Mainly, credit counselors provide two important services.  First, they look at your spending habits, make suggestions, and help you develop a budget designed to enable you to live within your means.  As is the case with any professional advice, it is valuable only if you adhere to it.  Second, they work with your creditors---particularly the credit card companies---and negotiate lower interest rates and lower monthly payments.  They are generally in a better position than you are to conduct these negotiations because they have developed relationships with the creditors and have a good reputation.

Unfortunately, there's no shortage of unscrupulous types in any field who won't mind taking advantage of those desperate for help.  Avoid credit counselors who charge unreasonably high fees or who demand cash up front before they've done anything for you.

Many credit counseling agencies are charitable organizations, or what we professionals like to call Section 501(c)(3) organizations (named for the relevant governing provision of the Internal Revenue Code), in our continuing effort to dazzle the public with Code section references whenever we're not dazzling everybody with acronyms.  Nonprofit organizations, of course, are just that---they don't make any money from you and many are able to survive on the charitable contributions they receive.  If they even charge you a fee at all, it will generally be designed only to cover their costs.

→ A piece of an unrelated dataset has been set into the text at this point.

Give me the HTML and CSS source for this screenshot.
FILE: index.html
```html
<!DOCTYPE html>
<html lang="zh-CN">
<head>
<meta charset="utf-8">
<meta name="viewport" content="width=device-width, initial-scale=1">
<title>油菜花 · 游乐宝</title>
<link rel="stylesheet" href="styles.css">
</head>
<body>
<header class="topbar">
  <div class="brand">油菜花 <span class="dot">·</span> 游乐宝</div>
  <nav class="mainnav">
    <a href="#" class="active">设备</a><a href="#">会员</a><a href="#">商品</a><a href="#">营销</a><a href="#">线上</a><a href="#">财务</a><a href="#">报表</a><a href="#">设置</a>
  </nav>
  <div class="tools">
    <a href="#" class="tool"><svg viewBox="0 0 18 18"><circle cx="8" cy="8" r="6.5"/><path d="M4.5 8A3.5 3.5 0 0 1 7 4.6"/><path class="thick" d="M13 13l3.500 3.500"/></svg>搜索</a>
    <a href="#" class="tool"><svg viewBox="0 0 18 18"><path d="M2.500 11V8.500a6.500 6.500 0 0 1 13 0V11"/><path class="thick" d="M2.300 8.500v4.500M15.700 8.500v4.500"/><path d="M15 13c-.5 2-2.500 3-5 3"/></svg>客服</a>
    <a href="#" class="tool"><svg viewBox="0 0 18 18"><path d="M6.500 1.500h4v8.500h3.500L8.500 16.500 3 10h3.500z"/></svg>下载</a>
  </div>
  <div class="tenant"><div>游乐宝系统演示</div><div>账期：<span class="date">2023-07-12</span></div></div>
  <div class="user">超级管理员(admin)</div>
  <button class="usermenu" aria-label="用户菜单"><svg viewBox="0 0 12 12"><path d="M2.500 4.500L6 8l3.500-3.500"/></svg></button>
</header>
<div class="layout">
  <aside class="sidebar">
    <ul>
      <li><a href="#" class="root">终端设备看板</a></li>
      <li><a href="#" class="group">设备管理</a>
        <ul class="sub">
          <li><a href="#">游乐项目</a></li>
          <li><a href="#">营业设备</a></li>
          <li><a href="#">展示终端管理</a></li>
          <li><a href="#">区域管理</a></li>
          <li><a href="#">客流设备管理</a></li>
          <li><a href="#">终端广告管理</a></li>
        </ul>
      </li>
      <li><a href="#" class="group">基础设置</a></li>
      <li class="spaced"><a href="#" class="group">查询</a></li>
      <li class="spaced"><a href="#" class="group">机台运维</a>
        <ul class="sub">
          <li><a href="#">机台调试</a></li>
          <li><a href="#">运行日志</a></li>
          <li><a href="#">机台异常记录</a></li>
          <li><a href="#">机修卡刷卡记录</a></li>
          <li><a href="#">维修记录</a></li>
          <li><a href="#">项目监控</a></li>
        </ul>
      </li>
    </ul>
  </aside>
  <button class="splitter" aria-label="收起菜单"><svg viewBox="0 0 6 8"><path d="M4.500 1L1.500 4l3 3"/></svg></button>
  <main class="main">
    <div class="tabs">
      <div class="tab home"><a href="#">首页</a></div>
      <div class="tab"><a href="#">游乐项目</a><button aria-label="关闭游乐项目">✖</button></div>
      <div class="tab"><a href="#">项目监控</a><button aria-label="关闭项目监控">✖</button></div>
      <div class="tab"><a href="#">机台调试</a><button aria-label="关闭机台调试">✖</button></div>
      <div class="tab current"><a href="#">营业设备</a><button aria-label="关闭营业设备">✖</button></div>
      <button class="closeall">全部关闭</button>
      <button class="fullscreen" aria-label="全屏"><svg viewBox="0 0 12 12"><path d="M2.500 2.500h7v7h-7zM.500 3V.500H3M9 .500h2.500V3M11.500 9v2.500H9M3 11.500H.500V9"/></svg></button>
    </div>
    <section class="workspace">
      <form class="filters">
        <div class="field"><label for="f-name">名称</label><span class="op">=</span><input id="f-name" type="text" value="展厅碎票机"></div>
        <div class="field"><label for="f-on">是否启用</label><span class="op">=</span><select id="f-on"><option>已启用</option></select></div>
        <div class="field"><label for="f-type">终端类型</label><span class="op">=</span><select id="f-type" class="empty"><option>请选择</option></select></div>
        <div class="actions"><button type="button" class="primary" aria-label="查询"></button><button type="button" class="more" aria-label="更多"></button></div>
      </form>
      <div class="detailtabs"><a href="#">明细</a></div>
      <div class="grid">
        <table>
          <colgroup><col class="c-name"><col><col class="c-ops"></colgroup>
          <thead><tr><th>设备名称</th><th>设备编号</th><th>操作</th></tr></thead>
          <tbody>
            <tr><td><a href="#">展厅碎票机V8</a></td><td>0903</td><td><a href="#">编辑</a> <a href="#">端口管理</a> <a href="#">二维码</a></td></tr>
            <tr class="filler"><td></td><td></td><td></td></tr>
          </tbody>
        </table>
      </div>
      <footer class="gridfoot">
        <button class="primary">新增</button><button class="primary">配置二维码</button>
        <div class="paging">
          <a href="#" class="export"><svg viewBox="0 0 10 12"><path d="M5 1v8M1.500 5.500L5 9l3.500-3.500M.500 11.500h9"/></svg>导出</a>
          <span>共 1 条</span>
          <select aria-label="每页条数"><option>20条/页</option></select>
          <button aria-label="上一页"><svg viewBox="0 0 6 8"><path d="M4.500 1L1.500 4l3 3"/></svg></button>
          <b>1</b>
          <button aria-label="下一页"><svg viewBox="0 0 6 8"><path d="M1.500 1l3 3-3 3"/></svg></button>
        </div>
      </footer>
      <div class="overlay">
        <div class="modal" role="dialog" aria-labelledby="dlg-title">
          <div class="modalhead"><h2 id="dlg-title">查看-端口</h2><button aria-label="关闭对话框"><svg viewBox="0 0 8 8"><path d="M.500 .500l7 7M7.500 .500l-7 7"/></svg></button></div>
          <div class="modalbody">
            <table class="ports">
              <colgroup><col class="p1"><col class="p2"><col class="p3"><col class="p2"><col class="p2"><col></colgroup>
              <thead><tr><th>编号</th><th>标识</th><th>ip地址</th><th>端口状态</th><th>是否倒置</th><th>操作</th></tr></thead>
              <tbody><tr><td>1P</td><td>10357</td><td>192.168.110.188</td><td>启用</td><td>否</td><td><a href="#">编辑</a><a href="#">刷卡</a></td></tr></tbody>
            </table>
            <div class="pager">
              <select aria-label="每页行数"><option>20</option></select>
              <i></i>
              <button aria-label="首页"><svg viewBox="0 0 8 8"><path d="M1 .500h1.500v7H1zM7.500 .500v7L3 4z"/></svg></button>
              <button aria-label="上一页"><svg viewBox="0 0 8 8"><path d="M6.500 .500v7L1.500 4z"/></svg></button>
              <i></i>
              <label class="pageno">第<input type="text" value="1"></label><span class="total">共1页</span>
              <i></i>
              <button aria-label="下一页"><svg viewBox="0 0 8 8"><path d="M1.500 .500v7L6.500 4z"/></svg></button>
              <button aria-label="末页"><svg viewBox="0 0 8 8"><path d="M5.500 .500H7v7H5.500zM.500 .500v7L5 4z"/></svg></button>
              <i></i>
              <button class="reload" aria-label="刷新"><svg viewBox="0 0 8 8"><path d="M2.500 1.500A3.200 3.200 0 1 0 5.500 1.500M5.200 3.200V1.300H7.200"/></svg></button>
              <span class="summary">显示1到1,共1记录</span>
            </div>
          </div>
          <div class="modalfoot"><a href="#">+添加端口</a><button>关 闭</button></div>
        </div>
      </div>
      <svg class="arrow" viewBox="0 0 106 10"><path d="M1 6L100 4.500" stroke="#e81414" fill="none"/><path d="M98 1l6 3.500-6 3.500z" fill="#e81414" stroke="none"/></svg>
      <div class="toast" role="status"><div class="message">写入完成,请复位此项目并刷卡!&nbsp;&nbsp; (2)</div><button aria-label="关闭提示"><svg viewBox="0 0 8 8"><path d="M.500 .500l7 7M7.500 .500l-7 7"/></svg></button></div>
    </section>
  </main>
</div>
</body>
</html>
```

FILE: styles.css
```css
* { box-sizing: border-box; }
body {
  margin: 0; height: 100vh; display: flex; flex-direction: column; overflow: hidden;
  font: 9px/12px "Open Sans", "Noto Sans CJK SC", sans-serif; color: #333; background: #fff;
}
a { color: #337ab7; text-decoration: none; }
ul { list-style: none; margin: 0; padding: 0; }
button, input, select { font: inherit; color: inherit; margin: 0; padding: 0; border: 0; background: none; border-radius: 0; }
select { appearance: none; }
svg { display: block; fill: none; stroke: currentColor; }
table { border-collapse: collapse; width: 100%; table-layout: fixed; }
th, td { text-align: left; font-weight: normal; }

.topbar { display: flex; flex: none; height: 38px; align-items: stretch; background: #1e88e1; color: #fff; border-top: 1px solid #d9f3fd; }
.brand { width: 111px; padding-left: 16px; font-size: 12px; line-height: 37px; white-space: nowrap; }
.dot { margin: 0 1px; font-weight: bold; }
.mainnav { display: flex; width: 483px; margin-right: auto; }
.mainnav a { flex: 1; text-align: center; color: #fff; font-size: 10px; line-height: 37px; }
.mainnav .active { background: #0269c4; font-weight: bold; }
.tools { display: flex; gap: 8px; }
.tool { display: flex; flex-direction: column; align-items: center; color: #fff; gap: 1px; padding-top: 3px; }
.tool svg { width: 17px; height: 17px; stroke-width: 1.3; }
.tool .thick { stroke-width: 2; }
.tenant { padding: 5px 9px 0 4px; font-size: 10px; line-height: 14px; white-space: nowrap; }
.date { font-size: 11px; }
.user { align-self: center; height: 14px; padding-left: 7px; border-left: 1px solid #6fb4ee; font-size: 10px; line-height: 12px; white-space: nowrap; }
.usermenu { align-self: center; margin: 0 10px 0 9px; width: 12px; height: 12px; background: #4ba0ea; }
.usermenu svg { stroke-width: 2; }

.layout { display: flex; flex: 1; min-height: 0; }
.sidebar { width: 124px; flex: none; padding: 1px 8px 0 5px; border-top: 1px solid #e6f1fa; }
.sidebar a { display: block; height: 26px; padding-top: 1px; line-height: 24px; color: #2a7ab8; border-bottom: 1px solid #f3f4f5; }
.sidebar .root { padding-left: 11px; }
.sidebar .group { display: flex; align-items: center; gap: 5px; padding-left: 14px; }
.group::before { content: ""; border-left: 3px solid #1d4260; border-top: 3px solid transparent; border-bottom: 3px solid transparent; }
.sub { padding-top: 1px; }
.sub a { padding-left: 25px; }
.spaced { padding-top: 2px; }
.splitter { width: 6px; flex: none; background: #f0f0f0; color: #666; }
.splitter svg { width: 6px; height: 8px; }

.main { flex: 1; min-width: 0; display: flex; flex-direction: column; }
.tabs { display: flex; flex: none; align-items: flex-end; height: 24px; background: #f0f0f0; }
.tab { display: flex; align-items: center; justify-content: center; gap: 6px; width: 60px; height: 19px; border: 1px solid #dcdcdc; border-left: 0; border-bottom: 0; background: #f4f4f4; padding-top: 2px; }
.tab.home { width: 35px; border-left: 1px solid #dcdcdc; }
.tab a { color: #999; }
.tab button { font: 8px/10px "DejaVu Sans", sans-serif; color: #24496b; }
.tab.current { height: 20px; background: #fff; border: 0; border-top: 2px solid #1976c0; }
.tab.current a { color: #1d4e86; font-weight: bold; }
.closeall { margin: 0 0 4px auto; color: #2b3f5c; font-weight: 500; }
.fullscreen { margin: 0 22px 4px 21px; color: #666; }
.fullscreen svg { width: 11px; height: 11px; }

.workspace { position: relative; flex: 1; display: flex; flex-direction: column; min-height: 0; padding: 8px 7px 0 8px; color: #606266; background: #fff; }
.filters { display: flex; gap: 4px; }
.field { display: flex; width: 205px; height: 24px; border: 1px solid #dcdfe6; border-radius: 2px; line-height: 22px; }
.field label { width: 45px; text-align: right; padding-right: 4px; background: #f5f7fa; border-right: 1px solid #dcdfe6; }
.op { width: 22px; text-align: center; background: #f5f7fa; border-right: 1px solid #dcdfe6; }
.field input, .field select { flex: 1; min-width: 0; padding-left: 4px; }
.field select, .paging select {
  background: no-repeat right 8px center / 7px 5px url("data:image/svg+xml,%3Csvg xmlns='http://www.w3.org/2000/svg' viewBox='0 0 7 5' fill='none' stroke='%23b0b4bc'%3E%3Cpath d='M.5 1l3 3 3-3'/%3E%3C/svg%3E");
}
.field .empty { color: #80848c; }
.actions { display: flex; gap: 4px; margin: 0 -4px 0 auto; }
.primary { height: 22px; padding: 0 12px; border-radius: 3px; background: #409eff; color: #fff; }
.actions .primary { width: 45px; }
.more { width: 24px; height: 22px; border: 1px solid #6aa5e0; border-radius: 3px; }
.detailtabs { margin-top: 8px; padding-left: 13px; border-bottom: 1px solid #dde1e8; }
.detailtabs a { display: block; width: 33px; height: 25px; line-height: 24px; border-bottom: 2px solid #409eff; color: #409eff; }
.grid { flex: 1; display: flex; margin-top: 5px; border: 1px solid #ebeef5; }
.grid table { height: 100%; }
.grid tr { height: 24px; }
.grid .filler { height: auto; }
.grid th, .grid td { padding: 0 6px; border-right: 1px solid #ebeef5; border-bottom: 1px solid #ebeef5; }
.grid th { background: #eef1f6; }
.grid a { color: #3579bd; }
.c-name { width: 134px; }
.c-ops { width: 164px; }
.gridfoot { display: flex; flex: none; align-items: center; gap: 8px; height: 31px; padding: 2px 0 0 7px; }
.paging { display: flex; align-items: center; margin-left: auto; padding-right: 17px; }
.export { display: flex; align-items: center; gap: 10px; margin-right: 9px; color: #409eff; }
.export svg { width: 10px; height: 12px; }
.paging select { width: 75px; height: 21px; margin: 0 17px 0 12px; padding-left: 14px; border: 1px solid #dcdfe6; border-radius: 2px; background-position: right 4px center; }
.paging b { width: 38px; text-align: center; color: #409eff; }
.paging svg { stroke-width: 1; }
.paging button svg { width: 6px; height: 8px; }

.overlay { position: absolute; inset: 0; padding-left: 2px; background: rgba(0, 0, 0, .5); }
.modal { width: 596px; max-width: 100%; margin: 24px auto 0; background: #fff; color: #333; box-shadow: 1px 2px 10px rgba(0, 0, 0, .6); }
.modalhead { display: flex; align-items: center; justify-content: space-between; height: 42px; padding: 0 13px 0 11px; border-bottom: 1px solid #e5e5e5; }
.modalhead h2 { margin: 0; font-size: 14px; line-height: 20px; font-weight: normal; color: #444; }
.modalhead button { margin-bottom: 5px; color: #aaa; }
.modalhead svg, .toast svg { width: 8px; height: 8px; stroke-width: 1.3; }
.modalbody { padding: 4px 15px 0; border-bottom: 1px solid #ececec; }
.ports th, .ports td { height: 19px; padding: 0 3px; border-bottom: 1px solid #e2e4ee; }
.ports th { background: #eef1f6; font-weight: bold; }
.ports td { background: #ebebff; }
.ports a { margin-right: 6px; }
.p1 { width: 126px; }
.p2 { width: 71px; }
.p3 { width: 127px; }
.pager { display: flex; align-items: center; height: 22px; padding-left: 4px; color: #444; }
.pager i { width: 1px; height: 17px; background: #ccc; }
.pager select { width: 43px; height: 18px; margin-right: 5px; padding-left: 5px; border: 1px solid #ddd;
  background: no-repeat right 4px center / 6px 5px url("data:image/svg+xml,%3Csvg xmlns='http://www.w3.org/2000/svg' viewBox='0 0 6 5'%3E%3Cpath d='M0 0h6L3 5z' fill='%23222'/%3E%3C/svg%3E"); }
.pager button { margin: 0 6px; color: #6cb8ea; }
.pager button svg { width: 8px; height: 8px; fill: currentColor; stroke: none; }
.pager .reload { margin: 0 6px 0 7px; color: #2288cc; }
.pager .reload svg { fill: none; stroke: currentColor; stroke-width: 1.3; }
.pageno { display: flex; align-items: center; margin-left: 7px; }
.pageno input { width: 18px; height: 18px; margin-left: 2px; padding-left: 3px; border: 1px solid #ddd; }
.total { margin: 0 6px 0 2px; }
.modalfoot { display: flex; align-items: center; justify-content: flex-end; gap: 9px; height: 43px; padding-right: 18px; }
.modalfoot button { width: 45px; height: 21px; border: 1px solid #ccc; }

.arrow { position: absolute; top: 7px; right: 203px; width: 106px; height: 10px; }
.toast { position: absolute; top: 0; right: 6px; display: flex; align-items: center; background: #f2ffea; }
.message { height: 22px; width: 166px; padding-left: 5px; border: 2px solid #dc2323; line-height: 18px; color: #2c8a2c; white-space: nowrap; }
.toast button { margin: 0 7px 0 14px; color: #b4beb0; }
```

The IRS has an excellent web page that you can use to search for an organization and learn whether it is a Section 501(c)(3) organization.  If you're sophisticated enough to evaluate financial statements, you can get a free membership at Guidestar and take a look at the organization's tax returns and determine whether they're sound financially and charge reasonable fees in relation to their costs.

Furthermore, the Department of Justice has a helpful web page that lists, by state, approved credit counseling services.  This can be a further tool to help you identify the bad apples in the industry.

Hopefully your situation never becomes desperate to the point where you consider a credit counselor, but if it does I think you'll find these tips useful.